> **INSTRUCTIONS FOR THE TASK**
Leaving out the pictures, retype the lines from the beginning of the listing through the line containing "const selected = 0;".

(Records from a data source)
## START
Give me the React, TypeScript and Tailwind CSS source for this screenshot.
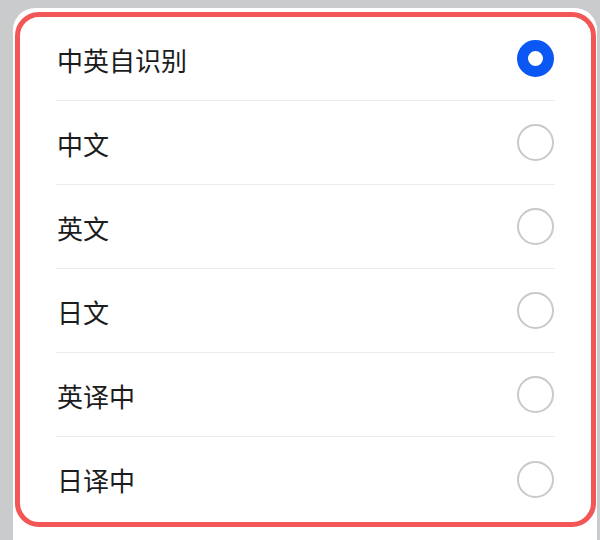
const options = ["中英自识别", "中文", "英文", "日文", "英译中", "日译中"];

export default function App() {
  const selected = 0;

  return (
    <div className="w-[600px] h-[540px] bg-[#c9cbcc] pl-[13px] pt-[8px] pr-[3px] flex flex-col overflow-hidden">
      <div className="flex-1 bg-white rounded-t-[22px] pt-[4px] pl-[2px] pr-[1px] pb-[13px]">
        <div className="h-full border-[5px] border-[#f25656] rounded-[24px] px-[36px] flex flex-col">
          {options.map((label, i) => (
            <div
              key={label}
              className={`h-[84px] flex items-center justify-between ${
                i < options.length - 1 ? "border-b border-[#ececec]" : ""
              }`}
            >
              <span className="pl-[1px] pt-[2px] text-[26px] text-[#1c1c1c] font-['Noto_Sans_CJK_SC',sans-serif] leading-none">
                {label}
              </span>
              {i === selected ? (
                <span className="w-[37px] h-[37px] mr-[1px] rounded-full border-[11px] border-[#0b57f4] bg-white" />
              ) : (
                <span className="w-[37px] h-[37px] mr-[1px] rounded-full border-2 border-[#c9c9c9] bg-white" />
              )}
            </div>
          ))}
        </div>
      </div>
    </div>
  );
}
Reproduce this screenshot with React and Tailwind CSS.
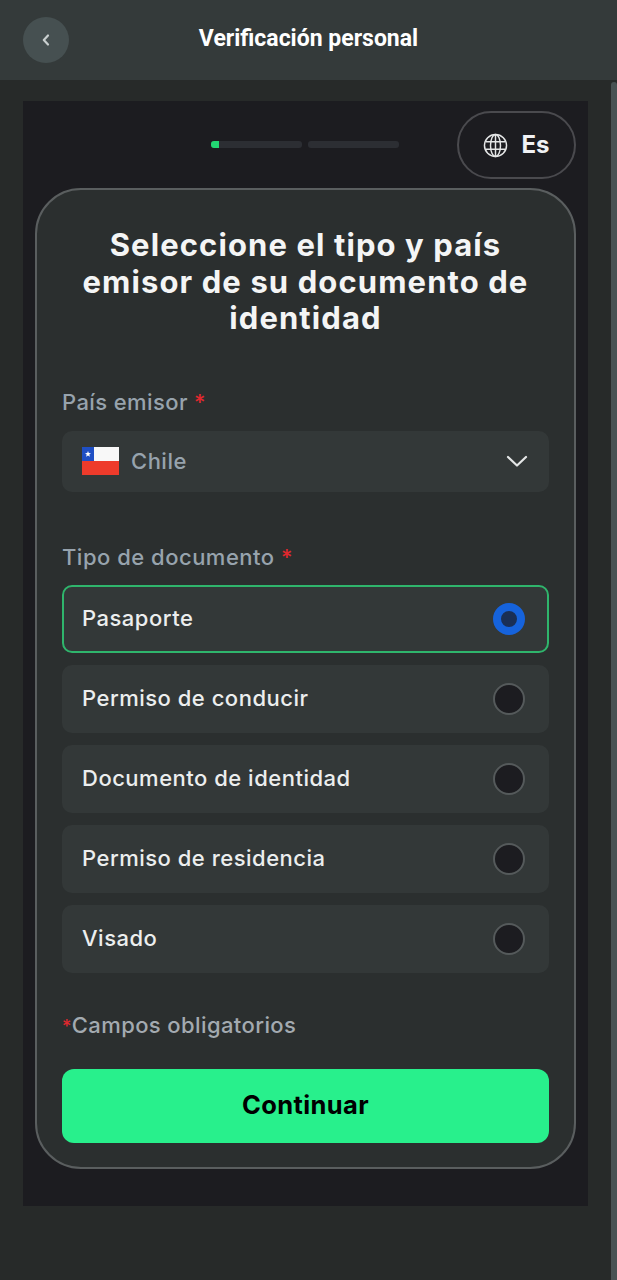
## END
> **RESPONSE FOR THIS EXERCISE**
Give me the React, TypeScript and Tailwind CSS source for this screenshot.
const options = ["中英自识别", "中文", "英文", "日文", "英译中", "日译中"];

export default function App() {
  const selected = 0;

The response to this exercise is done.